One of the first things I learned from my husband is that the best salmon comes from Alaska. I’ve listened to numerous stories about of his days as a commercial salmon fisherman and dipnetting experiences back in Anchorage. Getting fresh Alaskan Salmon in the “lower 48” does come at a cost, but it is totally worth it. I found this beautiful piece of fish at Whole Foods to make pan seared Alaskan salmon with fresh dill, lemon, and capers.
For this recipe, I took the side of salmon and cut into two pieces, drizzled it with olive oil, rubbed some minced fresh garlic on it and seasoned with salt. I then added the capers, lemon, and dill into the pan with a little butter and made a delicious sauce that went well with the lentils and green beans I served it with. You will see that Alaskan salmon doesn’t need much to bring out the taste, it is naturally more flavorful than its Atlantic counterpart. It was an elegant, restaurant quality meal that took only a little time to prepare.
Don’t be fooled, not all salmon is the same. The Atlantic varietal pretty much comes as is, but the Pacific salmon offer a bit more variety. Due to its firmer texture, I am not a huge fan of sockeye, so for this recipe, I would recommend King salmon, if you can find it.
Guide to Alaskan Salmon
King (in season May to June)
Also called Chinook, this is the largest Pacific salmon species (average adult weight is 20 lb., but it can go up to 50 lb.). It’s the earliest to market and the most sought after, prized for its high-fat content and melt-in-your-mouth flesh that ranges in color from ivory to deep orange-red.
Sockeye (in season mid-May to late July)
Known as “red salmon” by fishermen because its skin changes from gray to bright red during spawning season, sockeye is a smaller species (average weight is 6 lb.) with the firmest texture and an intense, rich flavor.
Coho (in season August to September)
Also called “silver salmon” for its bright, silvery skin, coho’s deep orange flesh is firm and meaty, with a more delicate flavor than king salmon. Cohos are the second largest species, with an average weight of 12 lb.
Keta (in season June to September)
Formerly called chum, this medium-size salmon (average weight is 8lb.) has firm, light orange-pink flesh, a mild flavor, and relatively low-fat content. It’s often smoked, but recently, it’s become more popular as an affordable fresh fish. Sushi lovers prize keta’s large, juicy eggs.
Pink (in season mid-June to mid-September)
The most abundant of all the species and the smallest (average weight is 2 to 3 lb.), pinks have rosy flesh, tender texture, and the second-highest fat content. They are often smoked and canned but have recently gained favor as an economical fresh or frozen choice for those who appreciate mild-flavored fish.

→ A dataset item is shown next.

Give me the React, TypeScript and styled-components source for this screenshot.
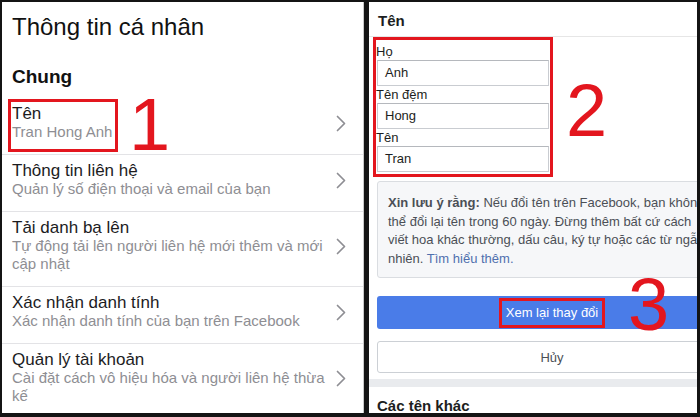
import React from "react";
import styled, { createGlobalStyle } from "styled-components";

const Global = createGlobalStyle`
  html, body { margin: 0; padding: 0; background: #141414; }
  * { box-sizing: border-box; }
`;

const RED = "#e3161e";
const FONT = `"Liberation Sans", Arial, Helvetica, sans-serif`;

const Frame = styled.div`
  width: 700px;
  height: 417px;
  background: #141414;
  display: flex;
  gap: 5px;
  padding: 2px 3px 4px 2px;
  font-family: ${FONT};
`;

const LeftPanel = styled.section`
  position: relative;
  width: 362px;
  height: 100%;
  background: #fff;
  overflow: hidden;
  border-right: 1px solid #c9c9c9;
`;

const PageTitle = styled.h1`
  margin: 0;
  padding: 10px 0 0 10px;
  font-size: 24px;
  line-height: 30px;
  font-weight: 400;
  color: #111;
`;

const SectionTitle = styled.h2`
  margin: 24px 0 10px;
  padding-left: 10px;
  font-size: 19px;
  line-height: 22px;
  font-weight: 700;
  color: #111;
`;

const Row = styled.div`
  position: relative;
  display: flex;
  align-items: center;
  padding: 7px 17px 13px 10px;
  border-bottom: 1px solid #e3e3e6;
`;

const RowText = styled.div`
  flex: 1;
  padding-right: 4px;
`;

const RowTitle = styled.div`
  font-size: 17px;
  line-height: 18px;
  color: #1c1c1e;
`;

const RowSub = styled.div`
  font-size: 15px;
  line-height: 18px;
  color: #8e8e93;
`;

const Highlight = styled.div`
  position: absolute;
  border: 3px solid ${RED};
  pointer-events: none;
`;

const Step = styled.div<{ $left: number; $top: number }>`
  position: absolute;
  left: ${(p) => p.$left}px;
  top: ${(p) => p.$top}px;
  font-family: ${FONT};
  font-size: 74px;
  line-height: 74px;
  color: ${RED};
  pointer-events: none;
`;

const Chevron = () => (
  <svg width="10" height="17" viewBox="0 0 10 17" fill="none">
    <polyline points="1.5,1.5 8.5,8.5 1.5,15.5" stroke="#8e8e93" strokeWidth="1.7" strokeLinecap="round" strokeLinejoin="round" />
  </svg>
);

const RightPanel = styled.section`
  position: relative;
  width: 328px;
  height: 100%;
  background: #fff;
  overflow: hidden;
`;

const Header = styled.div`
  padding: 10px 0 6px 9px;
  font-size: 15px;
  line-height: 18px;
  font-weight: 700;
  color: #1c1e21;
  border-bottom: 1px solid #e6e6e6;
`;

const Body = styled.div`
  width: 358px;
  padding-left: 8px;
`;

const NameForm = styled.div`
  width: 180px;
  margin: 0 0 4px -4px;
  border: 3px solid ${RED};
  padding: 3px 0 2px 0;
`;

const FieldLabel = styled.div`
  font-size: 13px;
  line-height: 17px;
  color: #1c1e21;
`;

const FieldInput = styled.div`
  height: 26px;
  margin: 0 1px;
  border: 1px solid #c9ccd1;
  border-top-color: #b5b8bd;
  padding-left: 7px;
  font-size: 13px;
  line-height: 24px;
  color: #1c1e21;
`;

const Notice = styled.div`
  width: 350px;
  background: #f6f7f9;
  border: 1px solid #dadde1;
  border-radius: 3px;
  padding: 12px 10px 9px;
  font-size: 13px;
  line-height: 18.5px;
  color: #4b4f56;
  white-space: nowrap;
`;

const Link = styled.span`
  color: #4f6fae;
`;

const PrimaryButton = styled.div`
  width: 350px;
  height: 33px;
  margin-top: 18px;
  background: #4a7ce8;
  border-radius: 3px;
  display: flex;
  align-items: center;
  justify-content: center;
  color: #fff;
  font-size: 13px;
`;

const MarkedLabel = styled.span`
  display: inline-block;
  border: 3px solid ${RED};
  padding: 4px 4px;
  line-height: 16px;
`;

const SecondaryButton = styled.div`
  width: 350px;
  height: 32px;
  margin-top: 12px;
  background: #fff;
  border: 1px solid #ccd0d5;
  border-radius: 3px;
  display: flex;
  align-items: center;
  justify-content: center;
  color: #4b4f56;
  font-size: 13px;
`;

const Band = styled.div`
  height: 8px;
  margin-top: 6px;
  background: #e9ebee;
`;

const OtherNames = styled.div`
  padding: 10px 0 0 8px;
  font-size: 15px;
  line-height: 18px;
  font-weight: 700;
  color: #1c1e21;
`;

const rows = [
  { title: "Thông tin liên hệ", sub: "Quản lý số điện thoại và email của bạn" },
  { title: "Tải danh bạ lên", sub: "Tự động tải lên người liên hệ mới thêm và mới cập nhật" },
  { title: "Xác nhận danh tính", sub: "Xác nhận danh tính của bạn trên Facebook" },
  { title: "Quản lý tài khoản", sub: "Cài đặt cách vô hiệu hóa và người liên hệ thừa kế" },
];

const fields = [
  { label: "Họ", value: "Anh" },
  { label: "Tên đệm", value: "Hong" },
  { label: "Tên", value: "Tran" },
];

export default function App() {
  return (
    <>
      <Global />
      <Frame>
        <LeftPanel>
          <PageTitle>Thông tin cá nhân</PageTitle>
          <SectionTitle>Chung</SectionTitle>
          <Row>
            <RowText>
              <RowTitle>Tên</RowTitle>
              <RowSub>Tran Hong Anh</RowSub>
            </RowText>
            <Chevron />
            <Highlight style={{ left: 6, top: 1, width: 110, height: 53 }} />
          </Row>
          {rows.map((r) => (
            <Row key={r.title}>
              <RowText>
                <RowTitle>{r.title}</RowTitle>
                <RowSub>{r.sub}</RowSub>
              </RowText>
              <Chevron />
            </Row>
          ))}
          <Step $left={127} $top={86}>1</Step>
        </LeftPanel>

        <RightPanel>
          <Header>Tên</Header>
          <Body>
            <NameForm>
              {fields.map((f) => (
                <React.Fragment key={f.label}>
                  <FieldLabel>{f.label}</FieldLabel>
                  <FieldInput>{f.value}</FieldInput>
                </React.Fragment>
              ))}
            </NameForm>
            <Notice>
              <b>Xin lưu ý rằng:</b> Nếu đổi tên trên Facebook, bạn không
              <br />
              thể đổi lại tên trong 60 ngày. Đừng thêm bất cứ cách
              <br />
              viết hoa khác thường, dấu câu, ký tự hoặc các từ ngẫu
              <br />
              nhiên. <Link>Tìm hiểu thêm.</Link>
            </Notice>
            <PrimaryButton>
              <MarkedLabel>Xem lại thay đổi</MarkedLabel>
            </PrimaryButton>
            <SecondaryButton>Hủy</SecondaryButton>
          </Body>
          <Band />
          <OtherNames>Các tên khác</OtherNames>
          <Step $left={197} $top={72}>2</Step>
          <Step $left={259} $top={266}>3</Step>
        </RightPanel>
      </Frame>
    </>
  );
}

Pan Seared Alaskan Salmon with Lemon, Dill & Capers
- 1 lb Alaskan Salmon Fillet
- 2 cloves Garlic minced
- 1/2 Lemon
- 2 Tbsp Capers
- 1/2 Tbsp Butter
- 2 tsp Fresh Dill
- Olive Oil
Cut your fillet of salmon into 1/2 Lb. pieces. Drizzle approx. 1 Tbsp of Olive oil onto the fish. Season with salt on both sides and rub 1 Tbsp of minced garlic into the flesh side of each piece of fish.
Add 1 Tbsp of olive oil to a skillet and heat over medium-high heat. When the pan is hot, place the salmon in, skin side down and let it cook for about 5 mins.
Making sure the skin has lifted from pan, flip the fish and let it cook for another 3-4 mins for medium and a little more for medium well.
When the salmon is cooked, removed from the pan. In the same skillet, add the butter, capers, 1 tsp of dill and the juice of the lemon. Let the sauce reduce for about 3 min. Pour directly over fish and serve.